Different viral vectors have been utilized for the treatment of glioma in pre-clinical studies. A recent study combined adenoviral vectors expressing hTERT-targeting ribozyme controlled HSV-tk expression together with the overexpression of miR-145. Intratumoral injection of the adenovirus vector expressing the HSV-tk expression cassette plus miR-145, combined with intraperitoneal injection of ganciclovir increased animal survival [135]. In another study, Wang et al., employed adenovirus vector expressing siRNAs that silenced the expression of miR-221 and miR-222 in glioma cells and increased the expression of p27kip1 that led to cell cycle arrest in G1 and cell apoptosis [136]. Similarly, we recently demonstrated the effectiveness of lentivirus vectors expressing pre-miR-124, pre-miR-137 and pre-miR-145 in the transduction and function of glioma stem cells [74, 75, 115].

In addition to the use of viral vectors there have been studies describing the use of nanoparticles for the delivery of miRNA mimics or siRNAs. Stable nucleic acid lipid particles (SNALPs), which target GBM cells were generated by covalent coupling of the peptide chlorotoxin (CTX) to the liposomal surface [137]. These CTX-coupled SNALPs efficiently and specifically delivered encapsulated anti-miR-21 oligonucleotides to cultured U87 GBM cells and into established intracranial tumors.
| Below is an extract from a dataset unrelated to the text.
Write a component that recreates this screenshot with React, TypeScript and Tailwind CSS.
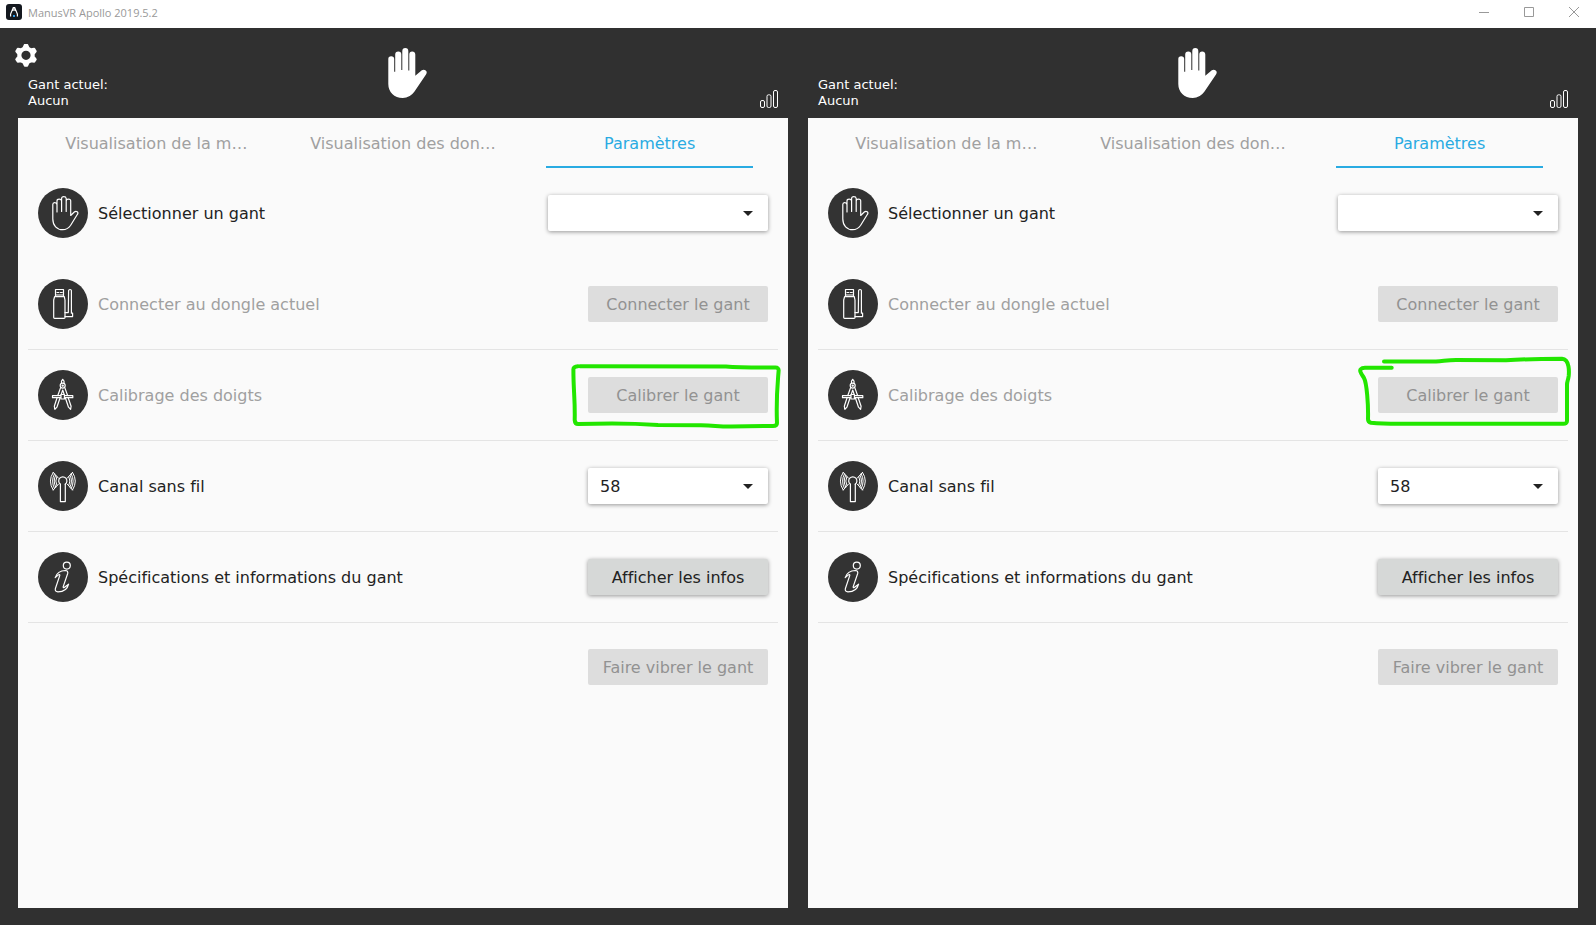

In another study, Yang et al., employed cationic polyurethane (PU)-shortbranch PEI (PU-PEI) to deliver miR-145 into CD133+ GSCs which decreased their oncogenic potential and induced their differentiation into CD133-cells. Intravenous administration of the nanoparticle-formulated miR-145 increased the sensitivity of CD133+ GSC-derived xenografts to temozolomide and radiation and prolonged animal survival [138].

In another study, systemic administration of miR-7 encapsulated in cationic liposomes resulted in the decreased growth of glioma xenografts and metastatic nodules by targeting the EGFR [139].

3 Conclusions

miRNAs have been reported to play major roles in a variety of cellular processes and biological system and their deregulation has been implicated in the pathogenesis of many diseases including cancer. Multiple studies have demonstrated the use of miRNAs as potential diagnostic and prognostic markers in GBM and as important regulators of GSC functions. Moreover, preclinical studies demonstrated their impact on tumor growth and invasiveness and novel approaches have been developed for the delivery of miRNA mimics or antagonists to tumor sites. However, despite these significant advances, there are still major issues that need to be addressed prior to the clinical application of miRNA-based therapy in GBM. These include specific target validations and prevention of undesired off-target effects, and the development of delivery approaches for the targeting infiltrating glioma cells and GSCs. Nonetheless, the increasing numbers of discoveries and reports contribute to our understanding of the mechanisms involved in the biology of GBM and GSCs and are likely to make a significant therapeutic impact in the near future.